In the years that followed, however, Ukrainians perceived an impunity given to officials and their family members by the courts. They saw the jailing of opposition leader Yulia Timoshenko, hailed as an abuse of judicial power by current Prime Minister Mykola Yanovych Azarov.

Faith in the judicial system is low.

According to a poll conducted by the sociology department of the Razumkov Centre, 55 percent of Ukrainians do not support the courts' activity. About 28 percent of people surveyed said they support certain court actions, and only 5 percent said they fully support the courts' activity.

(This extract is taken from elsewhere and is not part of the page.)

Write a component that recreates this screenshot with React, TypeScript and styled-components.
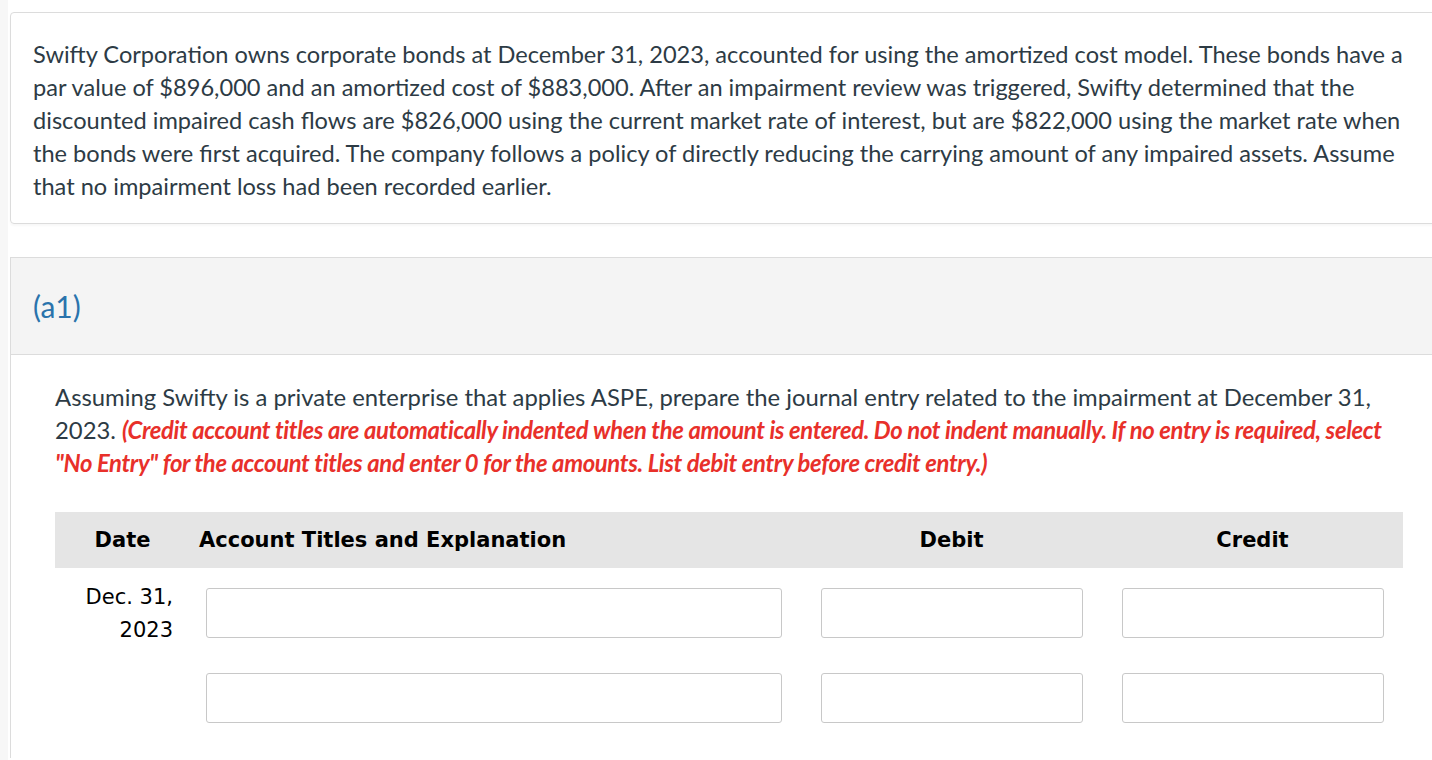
import React from 'react';
import styled, { createGlobalStyle } from 'styled-components';

const GlobalStyle = createGlobalStyle`
  html, body {
    margin: 0;
    padding: 0;
    background: #fff;
    overflow: hidden;
  }
  * {
    box-sizing: border-box;
  }
`;

const rows = [{ date: ['Dec. 31,', '2023'] }, { date: [] as string[] }];

const App = () => {
  return (
    <Page>
      <GlobalStyle />
      <Gutter />
      <Content>
        <ProblemCard>
          Swifty Corporation owns corporate bonds at December 31, 2023, accounted for using the
          amortized cost model. These bonds have a par value of $896,000 and an amortized cost of
          $883,000. After an impairment review was triggered, Swifty determined that the discounted
          impaired cash flows are $826,000 using the current market rate of interest, but are
          $822,000 using the market rate when the bonds were first acquired. The company follows a
          policy of directly reducing the carrying amount of any impaired assets. Assume that no
          impairment loss had been recorded earlier.
        </ProblemCard>

        <PartBox>
          <PartHeader>(a1)</PartHeader>
          <PartBody>
            <Instruction>
              Assuming Swifty is a private enterprise that applies ASPE, prepare the journal entry
              related to the impairment at December 31, 2023.{' '}
              <Note>
                (Credit account titles are automatically indented when the amount is entered. Do not
                indent manually. If no entry is required, select "No Entry" for the account titles
                and enter 0 for the amounts. List debit entry before credit entry.)
              </Note>
            </Instruction>

            <Journal>
              <HeadCell $align="center">Date</HeadCell>
              <HeadCell $align="left" $pad="0 0 0 9px">
                Account Titles and Explanation
              </HeadCell>
              <HeadCell $align="center">Debit</HeadCell>
              <HeadCell $align="center">Credit</HeadCell>

              {rows.map((row, i) => (
                <React.Fragment key={i}>
                  <DateCell>
                    {row.date.map((d) => (
                      <div key={d}>{d}</div>
                    ))}
                  </DateCell>
                  <InputCell $pad="0 19px 0 16px">
                    <EntryInput type="text" />
                  </InputCell>
                  <InputCell $pad="0 19px 0 20px">
                    <EntryInput type="text" />
                  </InputCell>
                  <InputCell $pad="0 19px 0 20px">
                    <EntryInput type="text" />
                  </InputCell>
                </React.Fragment>
              ))}
            </Journal>
          </PartBody>
        </PartBox>
      </Content>
    </Page>
  );
};

export default App;

const Page = styled.div`
  display: flex;
  width: 100%;
  min-height: 760px;
`;

const Gutter = styled.div`
  flex: 0 0 8px;
  background-color: #f7f7f7;
`;

const Content = styled.div`
  flex: 1;
  padding: 12px 0 0 2px;
  margin-right: -20px;
`;

const ProblemCard = styled.div`
  border: 1px solid #dcdcdc;
  border-radius: 4px;
  box-shadow: 0 2px 2px rgba(0, 0, 0, 0.03);
  padding: 25px 32px 20px 22px;
  font-family: Lato, 'Noto Sans', sans-serif;
  font-size: 23.6px;
  line-height: 33px;
  color: #2d3b45;
`;

const PartBox = styled.section`
  margin-top: 33px;
  border-left: 1px solid #dcdcdc;
  border-top: 1px solid #dcdcdc;
`;

const PartHeader = styled.div`
  height: 97px;
  display: flex;
  align-items: center;
  padding-left: 22px;
  background-color: #f4f4f4;
  border-bottom: 1px solid #dcdcdc;
  font-family: Lato, 'Noto Sans', sans-serif;
  font-size: 30px;
  color: #2a73ac;
`;

const PartBody = styled.div`
  padding: 25px 0 0 44px;
`;

const Instruction = styled.p`
  margin: 0;
  max-width: 1335px;
  font-family: Lato, 'Noto Sans', sans-serif;
  font-size: 23.85px;
  line-height: 33px;
  color: #2d3b45;
`;

const Note = styled.span`
  font-weight: 700;
  font-style: italic;
  color: #e8302a;
  letter-spacing: -0.35px;
`;

const Journal = styled.div`
  display: grid;
  grid-template-columns: 135px 611px 301px 301px;
  margin-top: 33px;
  font-family: 'DejaVu Sans', Verdana, sans-serif;
  font-size: 21px;
  color: #000;
`;

const HeadCell = styled.div<{ $align: string; $pad?: string }>`
  height: 56px;
  display: flex;
  align-items: center;
  justify-content: ${(p) => (p.$align === 'center' ? 'center' : 'flex-start')};
  padding: ${(p) => p.$pad || '0'};
  background-color: #e5e5e5;
  font-weight: 700;
  margin-bottom: 20px;
`;

const DateCell = styled.div`
  height: 50px;
  text-align: right;
  padding-right: 17px;
  line-height: 33px;
  margin-top: -7px;
`;

const InputCell = styled.div<{ $pad: string }>`
  padding: ${(p) => p.$pad};
  margin-bottom: 35px;
`;

const EntryInput = styled.input`
  display: block;
  width: 100%;
  height: 50px;
  border: 1px solid #c8c8c8;
  border-radius: 3px;
  background: #fff;
  outline: none;
`;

Razumkov Centre sociologist Andriy Bychenko said many Ukrainians believe the courts protect the interests of authorities and will not protect ordinary citizens who bring charges against the authorities.

"We see that even if there was a video where everything that happened [as a crime was being committed] is seen, if officials or their children are involved in it, despite all the social pressure, all the governmental officials are recognized not guilty in the end," Bychenko said.

The poll was conducted annually from 2005 to 2012. Elections brought hope to the people—faith in the judiciary was relatively high not only after the Orange Revolution of 2005, but also after the federal election in 2010.

Ukrainians hoped for improvement with each new leader, but disappointment followed and faith in the system declined, explained the sociologist.

The much protested jailing of opposition leader Yulia Timoshenko and her ally Yuriy Lutsenko did not help the reputation of the courts.

"We have the vast majority of citizens who do not believe that law was violated only by the representatives of the previous government. They think that law is pretty clearly violated also by the senior representatives of current government," Bychenko said.

"My attitude to the courts is generally negative," said Vyacheslav, an entrepreneur in Kyiv. Bychenko explained that it is fairly common for people not to go to court because of mistrust.

Judge and Family Beheaded

Dec. 15 was a Ukrainian national day to celebrate judges and court workers. Judge Volodymyr Trofimov, 58, and three of his family members were beheaded that day.

The gruesome murder is still being investigated, and the motive has not been determined. Trofimov also had an extensive antiques collection, and the incident may have been a robbery gone wrong.

Judge Serhiy Zubkov of Kyiv was murdered in March 2011. In 2006, Judge Victor Lopatsky was shot, but not fatally wounded. Two suspects were convicted of Zubkov's murder, having been evicted as a result of the judge's decision in a property dispute. A public campaign is calling for their release, saying they were wrongly accused.

Ruslana Lyzhichko, a famous Ukrainian pop-singer and Eurovision winner, spoke at a press conference rallying for the release of these convicts.

"I felt sad that this judicial mess has become the norm in Ukraine; injustice became the norm in Ukraine."